9th November 2021

BRINGING SUSTAINABILITY INTO THE MAINSTREAM:

For too long, sustainable housing has been the preserve of expensive, custom-built homes, often in locations far from major population centres. The benefits they offer to over-taxed energy grids, budget-conscious home buyers and people wanting to care more for their planet amid rapid climate change have been limited, to say the least.
All that, however, is changing, rapidly. Villawood Properties is leading the charge to make more sustainable housing available in mainstream residential centres, in the boom-growth greenfields where an increasing number of young future-conscious buyers want to purchase with their heart as much as their head.
Villawood is proving to these buyers, and to the wider industry, that caring for the planet when you build can be done without costing a fortune. In fact, it can be achieved with long-term savings that can actually help trim back mortgages. The bottom line, building a sustainable home is fast becoming the clear logical and responsible way to build.
Villawood has blazed this path with multiple sustainable projects and features including:
–     Its UDIA Environmental Excellence award-winning water and energy-efficient Aquarevo
–     7-star precincts in new communities
–     Gas-free projects
–      A ground-breaking Solstice microgrid at Rathdowne
–     Ultra-chic, sustainable, architect-designed VillaRange homes
–     Working with builders on energy-efficient designs
–     An enviro/industry expert sustainability roadshow to industry, government and the public
Builders such as Arden Homes have collaborated closely with Villawood at Aquarevo, with great designs offering long-term savings and energy efficiencies.

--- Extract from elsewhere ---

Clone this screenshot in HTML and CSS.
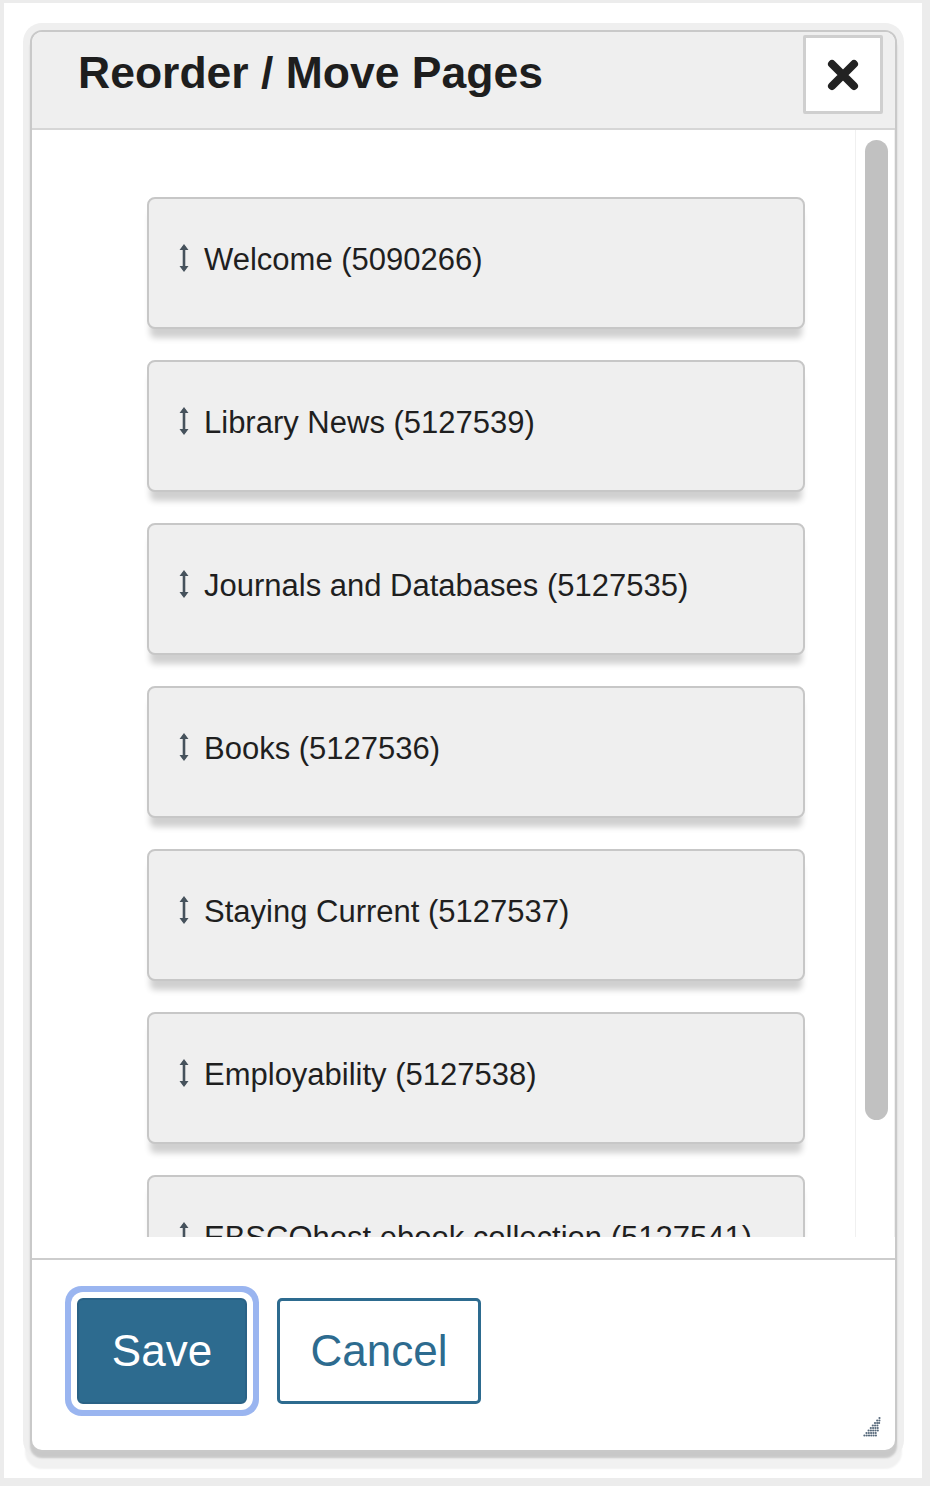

Likewise, with new display homes at Redstone, where Arden has shown houses don’t have to be small to achieve great sustainability.
As Arden Homes Director Dean Morrison says: “The big thing going on here is that genuine sustainable housing is now a realistic, affordable option for new home-buyers.”
Villawood Executive Director Rory Costelloe has been driving a sustainable housing campaign for several years. “The issue is not just about using less energy to warm or cool house, it’s about personal safety ­– particularly for older and immobile people,” he says. “For them, it’s about survival. We’ve seen temperatures rise to 48 degrees in Sydney in recent years. Melbourne’s hit a similarly sweltering 46. It’s quite conceivable they’ll reach 50 degrees soon. If there’s a major blackout, it’s a real possibility people will just perish.”
So Villawood is opening to greater sustainability. Truth is, it’s been doing so for quite some time. One of its most telling efforts is donating a block of land to State forest for every residential lot it sells. This has totalled some 580 hectares over the past decade and continues today.


IMAGE: Villawood Properties, with homes like Arden Homes Milan at its Redstone community, is bringing sustainability into the mainstream.